If the bequest to Lady Kemp had been in the form of a simple annuity I should have no trouble in applying the principle established by In re Bowring and followed in most of the cases referred to. But one must endeavour to give effect to the intention of the testator as it can be deduced from the will. Sir Edward was aware that Lady Kemp had an independent income. I judge from the wording of his will that he was anxious that Lady Kemp should retain and keep up Castle Frank and that no financial burden should be placed upon her personally as the result of doing so. As long as Lady Kemp was willing to reside in Castle Frank the testator makes its up-keep and maintenance a first charge on his estate, and provides that the amounts required for such purposes shall be free from all income tax " " and all income taxes which may be payable in respect of the said above provisions for my wife shall be paid out of my estate by my trustees.’’ The benefits accruing to Lady Kemp in question here are subject to an obligation on her part to reside in and keep up Castle Frank. She having assumed such obligation, it seems to me that Sir Edward intended that no income tax burden should be placed upon her as the result of her compliance with his wishes. The provisions in her favour were not direct benefits to her personally, but benefits coupled with the obligation of keeping up Castle Frank. I think it was his intention that there should be no additional income tax burden placed upon her whatever.
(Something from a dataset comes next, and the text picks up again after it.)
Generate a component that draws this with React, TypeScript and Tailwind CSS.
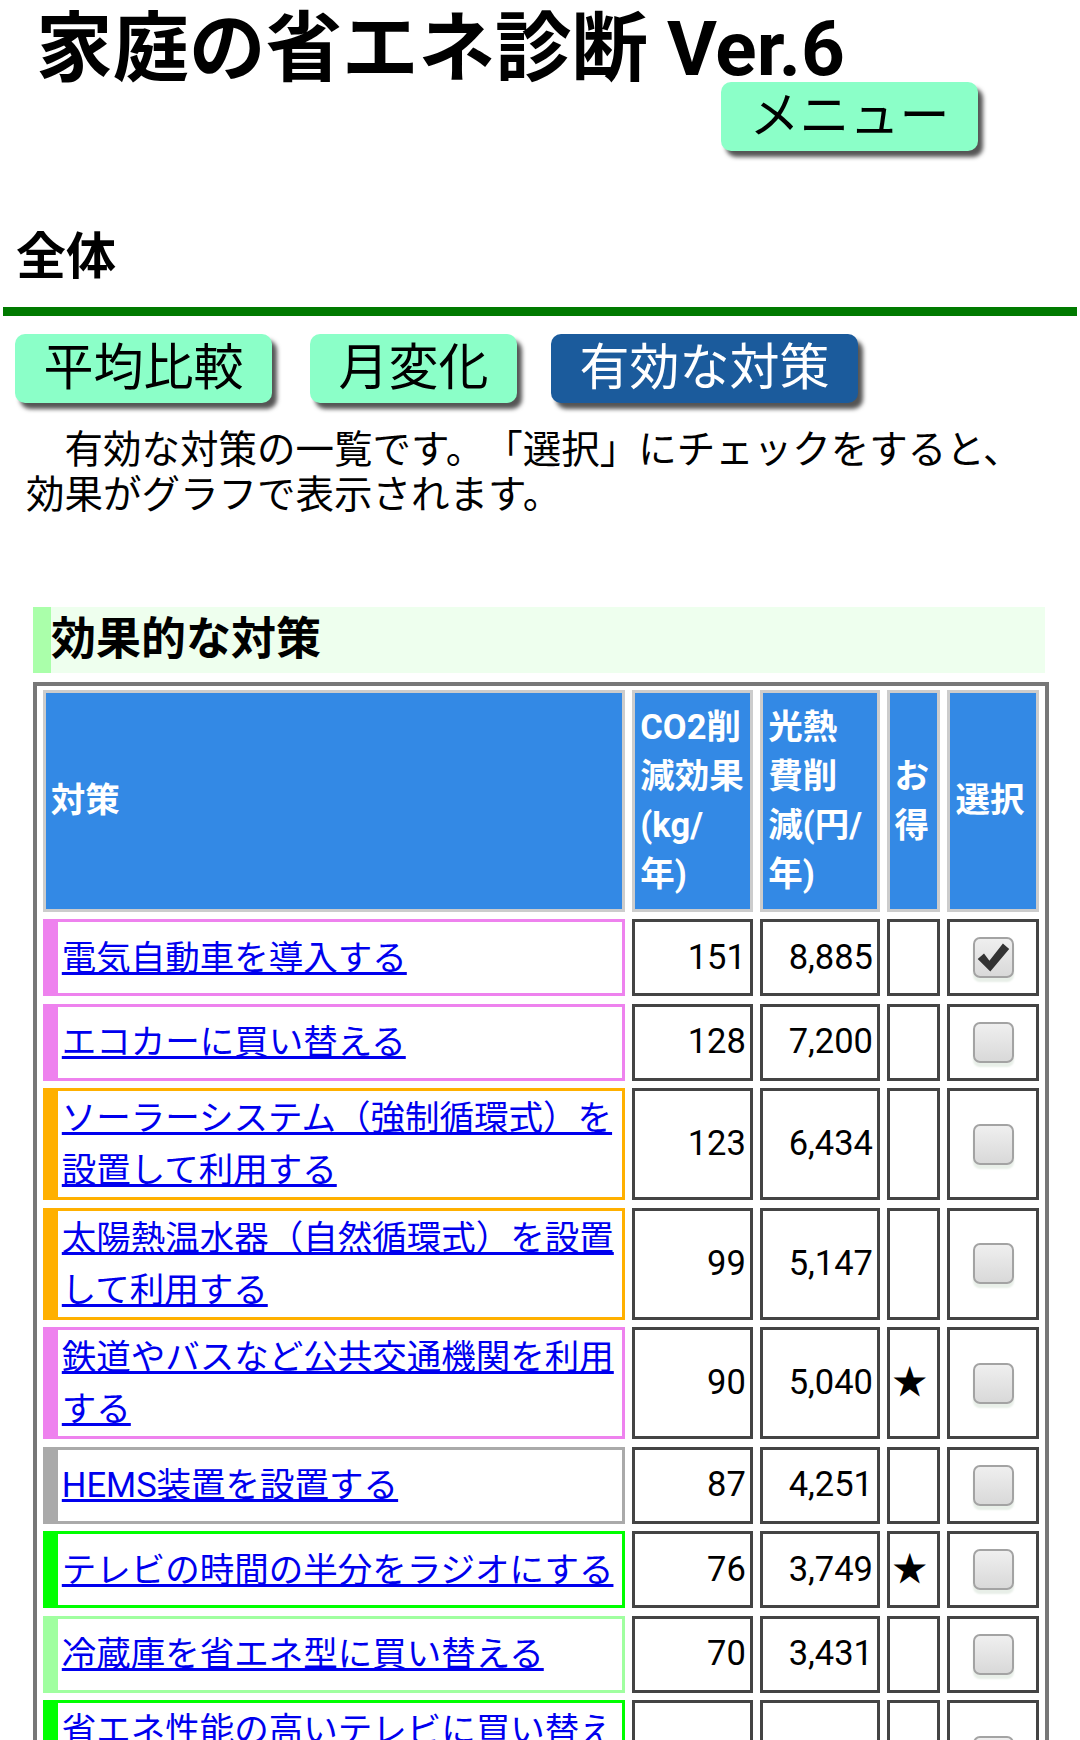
import React from "react";

type Row = {
  title: string;
  border: string;
  co2: string;
  cost: string;
  star?: boolean;
  checked?: boolean;
};

const rows: Row[] = [
  { title: "電気自動車を導入する", border: "border-[#ee82ee]", co2: "151", cost: "8,885", checked: true },
  { title: "エコカーに買い替える", border: "border-[#ee82ee]", co2: "128", cost: "7,200" },
  { title: "ソーラーシステム（強制循環式）を設置して利用する", border: "border-[#ffb000]", co2: "123", cost: "6,434" },
  { title: "太陽熱温水器（自然循環式）を設置して利用する", border: "border-[#ffb000]", co2: "99", cost: "5,147" },
  { title: "鉄道やバスなど公共交通機関を利用する", border: "border-[#ee82ee]", co2: "90", cost: "5,040", star: true },
  { title: "HEMS装置を設置する", border: "border-[#aaaaaa]", co2: "87", cost: "4,251" },
  { title: "テレビの時間の半分をラジオにする", border: "border-[#00ff00]", co2: "76", cost: "3,749", star: true },
  { title: "冷蔵庫を省エネ型に買い替える", border: "border-[#a0ffa0]", co2: "70", cost: "3,431" },
  { title: "省エネ性能の高いテレビに買い替える", border: "border-[#00ff00]", co2: "65", cost: "3,190" },
];

function CheckBox({ checked }: { checked?: boolean }) {
  return (
    <div className="w-[41px] h-[41px] rounded-[7px] border-[2.5px] border-[#a3a3a3] bg-gradient-to-b from-[#efefef] to-[#d9d9d9] shadow-[0_4px_2px_#e8efe8] flex items-center justify-center">
      {checked && (
        <svg width="36" height="36" viewBox="0 0 40 40">
          <polygon points="3,21 10,15 16,23 31,4 38,10 17,35" fill="#333333" />
        </svg>
      )}
    </div>
  );
}

function TabButton({ label, active, className }: { label: string; active?: boolean; className?: string }) {
  return (
    <button
      className={
        "h-[69px] px-[28.5px] rounded-[10px] text-[50px] leading-none whitespace-nowrap shadow-[5px_6px_4px_#555555] " +
        (active ? "bg-[#1b5b9c] text-white " : "bg-[#8bffc8] text-black ") +
        (className ?? "")
      }
    >
      {label}
    </button>
  );
}

export default function App() {
  return (
    <div className="w-[1080px] min-h-[1740px] bg-white text-black [text-spacing-trim:space-all] font-[Roboto,'Noto_Sans_CJK_JP',sans-serif]">
      <h1 className="pl-[36px] pt-[10.5px] text-[76.5px] leading-[77px] font-bold whitespace-nowrap">
        家庭の省エネ診断 Ver.6
      </h1>

      <div className="flex justify-end pr-[102px] mt-[-6px]">
        <TabButton label="メニュー" />
      </div>

      <h2 className="mt-[81px] pl-[16px] text-[50px] leading-[50px] font-bold">全体</h2>

      <div className="mt-[25px] mx-[3px] h-[9px] bg-[#007a00]" />

      <div className="flex mt-[18px] pl-[15px]">
        <TabButton label="平均比較" className="mr-[38px]" />
        <TabButton label="月変化" className="mr-[34px]" />
        <TabButton label="有効な対策" active />
      </div>

      <p className="mt-[24.5px] pl-[26px] w-[1036px] text-[38.5px] leading-[45px]">
        {"\u3000有効な対策の一覧です。「選択」にチェックをすると、効果がグラフで表示されます。"}
      </p>

      <div className="mt-[89.5px] ml-[33px] w-[1012px] h-[66px] border-l-[18px] border-[#aaffaa] bg-[#eeffee] text-[45px] leading-[66px] font-bold">
        効果的な対策
      </div>

      <div className="mt-[9px] ml-[33px] w-[1016px] border-[4px] border-[#777777] px-[5.8px] pt-[4px] pb-[6px]">
        <div className="grid grid-cols-[582px_120.5px_119.7px_52.5px_91.8px] gap-x-[7.5px] gap-y-[7.5px]">
          <div className="bg-[#3389e5] border-[3px] border-[#cccccc] text-white font-bold text-[34.5px] leading-[49px] px-[5px] flex items-center">
            対策
          </div>
          <div className="bg-[#3389e5] border-[3px] border-[#cccccc] text-white font-bold text-[34.5px] leading-[49px] px-[5px] py-[10px] whitespace-nowrap">
            CO2削<br />減効果<br />(kg/<br />年)
          </div>
          <div className="bg-[#3389e5] border-[3px] border-[#cccccc] text-white font-bold text-[34.5px] leading-[49px] px-[5px] py-[10px] whitespace-nowrap">
            光熱<br />費削<br />減(円/<br />年)
          </div>
          <div className="bg-[#3389e5] border-[3px] border-[#cccccc] text-white font-bold text-[34.5px] leading-[49px] px-[4px] flex items-center whitespace-nowrap">
            <span>お<br />得</span>
          </div>
          <div className="bg-[#3389e5] border-[3px] border-[#cccccc] text-white font-bold text-[34.5px] leading-[49px] px-[5px] flex items-center whitespace-nowrap">
            選択
          </div>

          {rows.map((r) => (
            <React.Fragment key={r.title}>
              <div
                className={
                  "border-t-[3px] border-r-[3px] border-b-[3px] border-l-[15px] pl-[4px] pr-[2px] py-[1px] flex items-center text-[34.5px] leading-[52px] " +
                  r.border
                }
              >
                <a href="#" className="text-[#0000ee] underline">
                  {r.title}
                </a>
              </div>
              <div className="border-[3px] border-[#444444] flex items-center justify-end pr-[4px] text-[34.5px]">
                {r.co2}
              </div>
              <div className="border-[3px] border-[#444444] flex items-center justify-end pr-[4px] text-[34.5px]">
                {r.cost}
              </div>
              <div className="border-[3px] border-[#444444] flex items-center pl-[2px] text-[34.5px]">
                {r.star ? "★" : ""}
              </div>
              <div className="border-[3px] border-[#444444] flex items-center justify-center py-[15px]">
                <CheckBox checked={r.checked} />
              </div>
            </React.Fragment>
          ))}
        </div>
      </div>
    </div>
  );
}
The view which I have taken of the matter naturally brings up for consideration another important question. In any given year the trustees, by paying a proportion of Lady Kemp’s income tax, will be increasing her taxable income for that year by the amount of tax paid by them. On that additional amount of income a further tax will be imposed in the following year. To require the residuary estate to pay this is saddling it with a heavy and increasing burden from year to year. There is much to be said against placing such a burden upon the residuary legatees, but, nevertheless, I think such construction is in accordance with Sir Edward’s intention.

Therefore my answers to the questions will be in the following terms. Income taxes directed to be paid by the executors under clause 4 of the will are to be determined upon the footing that Lady Kemp’s income includes income from sources outside of the will, income under clause 16 of the will and repayment on income tax under clause 4. The executors should repay to Lady Kemp all additional income tax which becomes payable by virtue of the income under clause 3 being superimposed upon her income from all other sources. Deductions and exemptions are to be taken as belonging to and for the benefit of Lady Kemp and not for the benefit of the executors, subject to this, that counsel for Lady Kemp has intimated that she is willing that the executors shall have the benefit of a proportion of the saving due to deduction for charitable donations. If counsel cannot agree on an approprite term in the formal order to cover this concession, that matter may be spoken to. The words "‘income taxes’’ referred to in clause 4 of the will, include all income taxes from time to time on income and specifically include Ontario income tax. The income taxes repayable by the executors to Lady Kemp are to be paid out of income primarily and if there is a. deficiency of income, then out of capital.

All parties may have their costs of the motion out of the estate; costs of the executors as between solicitor and client.